Mal de turista podemos llamar, el
mismo que me haría pagar un día después 50 céntimos por la entrada al baño del
Subway de Saint Michel (al frente del Sena). En todo caso me dirigí a una
taquilla lo más de bonita, para decir con un francés bien charro “un ticket, si vous plait”. La señora me
entregaría el billete, luego de recibir los siete euros que costaba la entrada,
que yo le mostraría posteriormente a la mujer en la puerta de aquella sala en
donde hubo muchas sillas, pero pocas personas. Como es normal en una película
hubo trailers, sala oscura y voces en japonés subtituladas en francés. Creo que
así no hubiera visto la película antes, la hubiera entendido igual, porque se
hace entender sin importar el idioma (o de pronto es una simple elucubración
que hago luego de haber visto la película en un idioma que manejo). Al finalizar
el primer acto (porque fue presentada en dos actos) salí y me enteré que uno de
los asistentes era un colombiano, que me deseó suerte en mi búsqueda de
apartamento y que tendría en Facebook durante dos semanas antes de que él me
eliminara. De aquel día me acuerdo que
apenas terminé la película, me fui a caminar por la ciudad, perdiéndome y
escribiéndole por mensaje de texto a una chica paquistaní que había conocido en
el curso que me había perdido.

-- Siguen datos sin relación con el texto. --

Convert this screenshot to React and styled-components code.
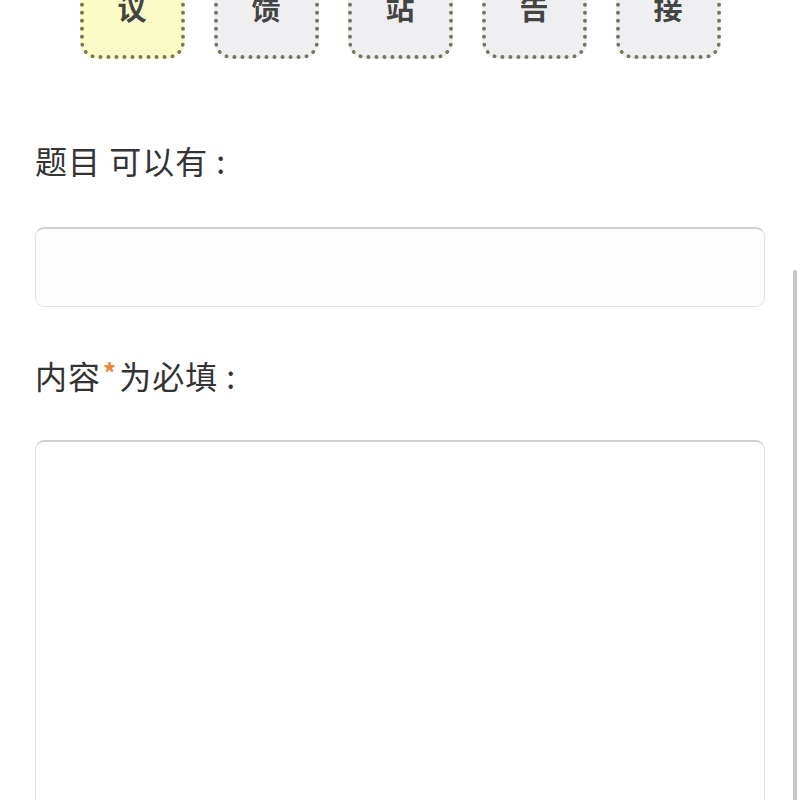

Ella me “felicitó” por haber hecho algo tan “bueno”
en París como es perderse y volvió a su vida de siempre. Un par de días después
me enteraría que ella no quería salir conmigo o peor aún, que le fastidiaba que
le hablara. Nunca me dijo nada directamente, pero en español, inglés o francés;
ya sea de Colombia o de Taiwán, las mujeres se fastidian de la misma manera y
en todos lados se encargan de hacérselo saber a uno, ya sea por medio de las
palabras o por medio del lenguaje corporal. En fin. París me tenía reservadas
varias sorpresas (sobre todo negativas) y apenas estaba empezando a descubrir
las cosas, estaba empezando a desmitificarme de una ciudad tan bonita y de un
mundo que nos venden en Colombia como algo extraordinario (real-imaginario o
utilicen el cliché que ustedes deseen).
Hace un par de semanas fui con una amiga brasileña al museo de Orsay para dar una vuelta por allá y mientras caminábamos, ella me comentó en un ataque de sinceridad, que luego de pensarlo creía que no podía dejar de pensar en que cuando estábamos en nuestros países de origen, todo el tiempo estábamos imaginándonos París y sus lugares como algo mágico, pero una vez ahí, todo perdía ese encanto casi sobrenatural. En aquel momento no le entendí del todo sus palabras, puesto que estábamos en un lugar que me sigue deslumbrando (sobre todo por las pinturas de Van Gogh). Pero ahora que escribo este pequeño vomito de palabras, creo entender qué era lo que me quería decir, porque un teatro de cine, por más que lleve más de treinta años en el mercado, por más cine-arte que presente y por más París que sea, no dejará de ser un teatro de cine; como aquel que visitaba en la séptima en Bogotá hace ya mucho tiempo (por un precio muchísimo más bajo) o como aquel al que fui en Bucaramanga un par de veces en los últimos meses en los que viví en la casa de mis papás.